The system variable OMP_NUM_THREADS has to be set before running the model to define the number of thread used. 
it can also be fixed in timemanager*f90. 
If not, flexwrf20_mpi will use 1 thread.

When submitting a job to several nodes, mpiexec or mpirun needs to know that 1 task has to be allocated per node to let openmp doing the work within each node in shared memory.
See submit.sh as an example. 

Compared to the single node version, this version includes modifications of:

- flexwrf.f90 that is renamed into flexwrf_mpi.f90
- timemanager.f90 that is renamed into timemanager_mpi.f90
- the interpol*f90 and hanna* has been modified.
- the routines *mpi*.f90 are used to send or receive data between nodes.

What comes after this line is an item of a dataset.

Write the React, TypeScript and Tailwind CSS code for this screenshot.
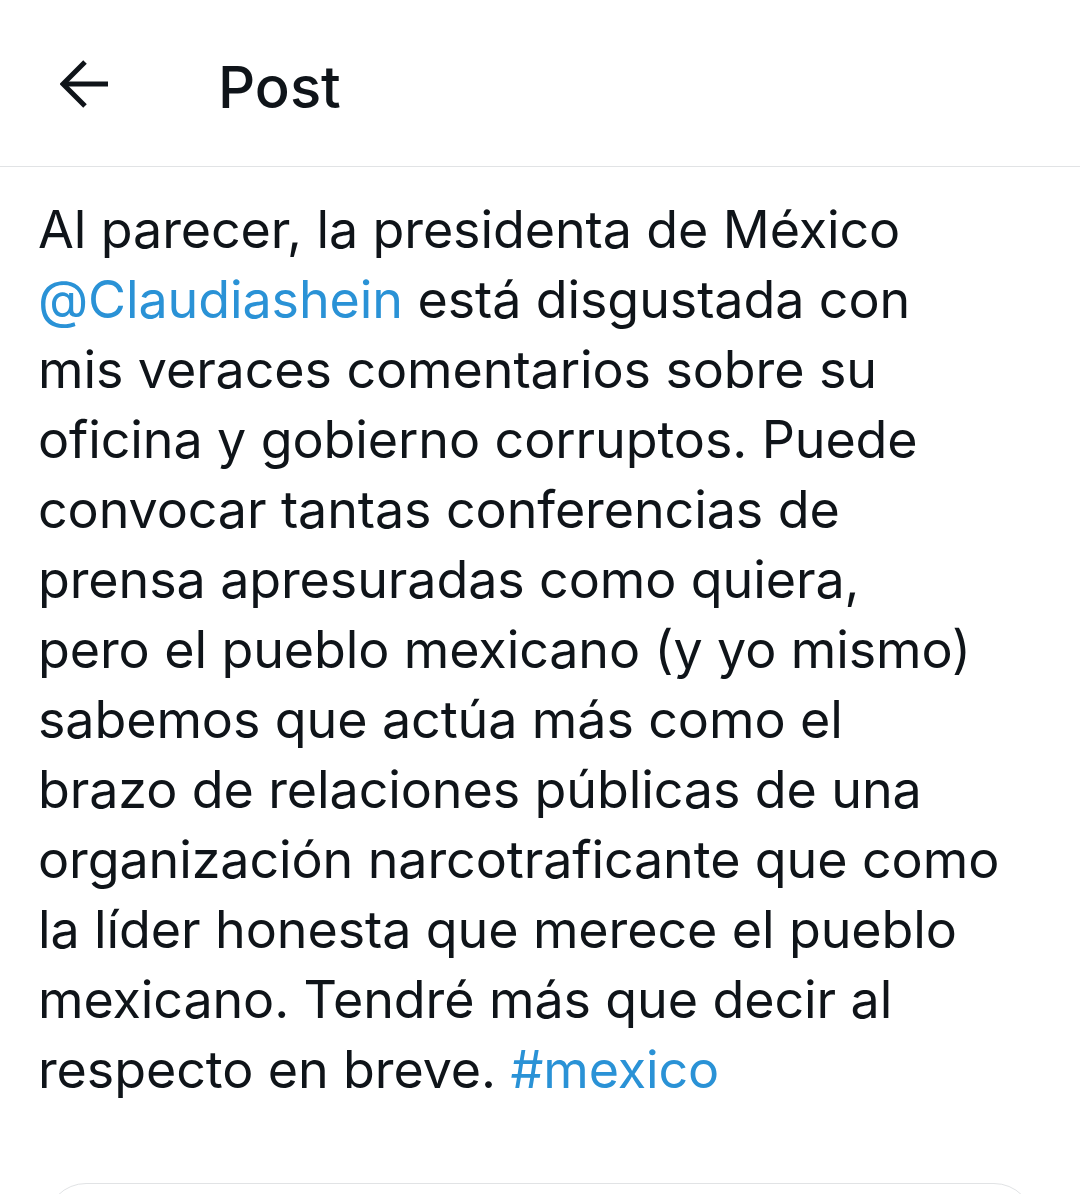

The most important modifications are in timemanager_mpi.f90, initialize.f90 and advance.f90.
search for JB in timemanager_mpi.f90 to have additional comments.
in advance.f90, I modified the way the random number is picked up (line 187). I use a simple count and the id of the thread instead of the random pick up that uses ran3.
If the series of random number is output for a give release box (uncomment lines 195 to 198), the distribution is quite good, and I don't see any bigger bias that the one in the single thread version.
of course, the distribution is less and less random when you increase the number of nodes or threads.


*********************************************************
performance:
this is the performance of the loop line 581 in timemanager_mpi.f90 that calculates the trajectories.
I use the version v74 as the reference (single thread, fortran 77).
There is a loss in performance between v74 and v90 because of the temporary variables th_* that has to be used as private variables in timemanager_mpi.f90
		v74
v90 1thread	0.96
v90 2threads	1.86
v90 4threads	3.57
v90 8threads	6.22

performance of the communication between nodes:
depends on the system. The super computer that I use can transfer about 1Gb in 1 second.
in timemanager_mpi.f90, the output lines 540 and 885 give the time needed by the system to communicate between nodes. using 100 millions particles and say 4 nodes, it takes about 1 second.